If an IBM Storage Scale related problem is suspected, collect data by running a gpfs.snap. Upload this gpfs.snap to the IBM Storage Scale support ticket that is opened.
Plan your network infrastructure to ensure a reliable communication between installer node and cloud. In jump host based connectivity, it could take little longer for ssh to reach the node, if there is a network drop, it is recommended to re-run.

Plug-in load errors

Cluster creation fails while the terraform plug-in is loading and the following error message appears:

Error: Failed to load plugin schemas
Error: while loading schemas for plugin components: Failed to obtain schema: Could not load the schema for provider

Fix: Rerun the ./cloudkit command with the same parameters.

Delete cluster issue

The cloudkit delete cluster command might encounter failures for the following reasons:

If any GCP resources have been provisioned into the VPC outside of the cloudkit, the cloudkit delete command will be unable to delete these manually created resources. In this case, all resources created outside of the cloudkit must be deleted manually before the cloudkit delete operation can be executed.

When this issue occurs, the following message may be displayed:

I: Destroy all remote objects managed by terraform (instance_template) configuration.
I: Destroy all remote objects managed by terraform (bastion_template) configuration.
I: Destroy all remote objects managed by terraform (vpc_template) configuration.
E: Delete cluster received error: exit status 1

Fix: Manually clean the cloud resources and contact IBM Support.

Grant filesystem issue

Credential issues

Check for errors in cloudkit logs. Cloudkit produces logs that detail any errors or issues encountered during the provisioning and configuration process. Review the logs to identify any specific errors or issues that may be causing problems.
If the logs indicate a failure in accessing the IBM Storage Scale management GUI, ensure that the credentials provided for accessing the GUI are correct and rerun if necessary after rectifying the credentials.

Transient network errors

Cluster creation failure due to transient network errors:

In some circumstances it might be possible to encounter latent network issues may be encountered while deploying new cluster resources.
If this is encountered, rerun the ./cloudkit command with the same parameters.

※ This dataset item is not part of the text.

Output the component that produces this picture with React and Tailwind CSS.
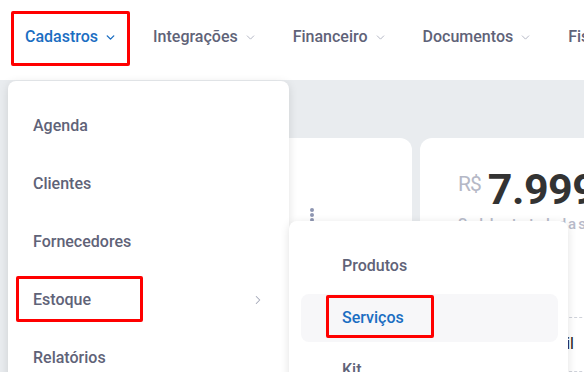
import { ChevronDown, ChevronRight } from 'lucide-react'

const navItems = ['Cadastros', 'Integrações', 'Financeiro', 'Documentos', 'Fiscal']
const menuItems = ['Agenda', 'Clientes', 'Fornecedores', 'Estoque', 'Relatórios']
const subItems = ['Produtos', 'Serviços', 'Kit']

const NavItem = ({ label, active }) => (
  <div className={`flex items-center gap-[6px] mr-[36px] text-[16px] font-medium ${active ? 'text-[#1b6ec2]' : 'text-[#5f6378]'}`}>
    <span>{label}</span>
    <ChevronDown className={`w-[13px] h-[13px] ${active ? 'text-[#1b6ec2]' : 'text-[#b3b6c4]'}`} strokeWidth={active ? 2.6 : 1.8} />
  </div>
)

const RedBox = ({ className }) => (
  <div className={`absolute border-[3px] border-[#ff0000] rounded-[2px] pointer-events-none ${className}`} />
)

export default function App() {
  return (
    <div className="relative w-[584px] h-[372px] overflow-hidden bg-[#e9ecef]" style={{ fontFamily: 'Roboto, "Noto Sans", sans-serif' }}>
      {/* top nav */}
      <header className="h-[80px] bg-white flex items-center pl-[25px] pb-[6px] whitespace-nowrap">
        {navItems.map((item, i) => (
          <NavItem key={item} label={item} active={i === 0} />
        ))}
      </header>

      {/* dashboard cards */}
      <div className="flex gap-[8px] pl-[16px] pt-[58px]">
        <div className="w-[396px] h-[260px] shrink-0 bg-white rounded-[12px] relative">
          <div className="absolute left-[294px] top-[70px] flex flex-col gap-[1px]">
            <span className="w-[4px] h-[4px] rounded-full bg-[#8e96b2]" />
            <span className="w-[4px] h-[4px] rounded-full bg-[#8e96b2]" />
            <span className="w-[4px] h-[4px] rounded-full bg-[#8e96b2]" />
          </div>
        </div>
        <div className="w-[300px] h-[260px] shrink-0 bg-white rounded-[12px] pl-[38px] pt-[28px]">
          <div className="flex items-start">
            <span className="text-[21px] text-[#b5b8c6] mt-[3px] mr-[7px] tracking-[-1px]">R$</span>
            <span className="text-[43px] font-bold text-[#333333] leading-[46px] tracking-[-0.5px]">7.999,00</span>
          </div>
          <div className="mt-[1px] text-[15px] font-medium text-[#b8bbca] tracking-[2px] whitespace-nowrap">Saldo total das contas</div>
          <div className="mt-[81px] w-[200px] border-t border-dashed border-[#cfd2da]" />
          <div className="h-[53px] flex items-center">
            <span className="w-[116px] text-right text-[16px] text-[#222]">Banco do Brasil</span>
          </div>
          <div className="w-[200px] border-t border-dashed border-[#cfd2da]" />
        </div>
      </div>

      {/* dropdown */}
      <div className="absolute left-[8px] top-[81px] w-[281px] h-[320px] bg-white rounded-[8px] shadow-[0_2px_10px_rgba(0,0,0,0.12)] pt-[16px]">
        {menuItems.map((item) => (
          <div key={item} className="h-[58px] flex items-center justify-between pl-[25px] pr-[24px] text-[16px] font-medium text-[#5f6378]">
            <span>{item}</span>
            {item === 'Estoque' && <ChevronRight className="w-[14px] h-[14px] text-[#a4a8b8]" strokeWidth={1.8} />}
          </div>
        ))}
      </div>

      {/* submenu */}
      <div className="absolute left-[289px] top-[221px] w-[279px] h-[200px] bg-white rounded-[8px] shadow-[0_2px_10px_rgba(0,0,0,0.12)] pt-[21px] pl-[12px] pr-[10px] flex flex-col gap-[4px]">
        {subItems.map((item) => (
          <div
            key={item}
            className={`h-[48px] flex items-center pl-[41px] rounded-[8px] text-[16px] font-medium ${item === 'Serviços' ? 'bg-[#f7f7f9] text-[#1b6ec2]' : 'text-[#5f6378]'}`}
          >
            {item}
          </div>
        ))}
      </div>

      {/* annotation boxes */}
      <RedBox className="left-[11px] top-[11px] w-[119px] h-[55px]" />
      <RedBox className="left-[16px] top-[276px] w-[127px] h-[46px]" />
      <RedBox className="left-[326px] top-[295px] w-[108px] h-[43px]" />
    </div>
  )
}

The cloudkit logs might list something like:

"Failed to connect to the host via ssh: Connection timed out during banner exchange"

Revoke file system issue

Credential issues

Check for errors in cloudkit logs. Cloudkit produces logs that detail any errors or issues encountered during the provisioning and configuration process. Review the logs to identify any specific errors or issues that may be causing problems.
If the logs indicate a failure in accessing the IBM Storage Scale management GUI, ensure that the credentials provided for accessing the GUI are correct and rerun if necessary after rectifying the credentials.

Transient Network errors

Cluster creation failure due to transient network errors:

In some circumstances it might be possible to encounter latent network issues when deploying new cluster resources.
If this is encountered, rerun the ./cloudkit command with the same parameters.

The cloudkit logs might list something like:

"Failed to connect to the host via ssh: Connection timed out during banner exchange"

Edit cluster issue

Quorum node issues

After running edit on any cluster, the following GPFS TIPS is displayed if you run the mmhealth node show command:

GPFS TIPS 1 hour ago callhome_not_enabled, quorum_too_little_nodes

This means that the edit operation is not assigning any new quorum node.

Fix: You need to manually assign additional quorum node from the newly added nodes.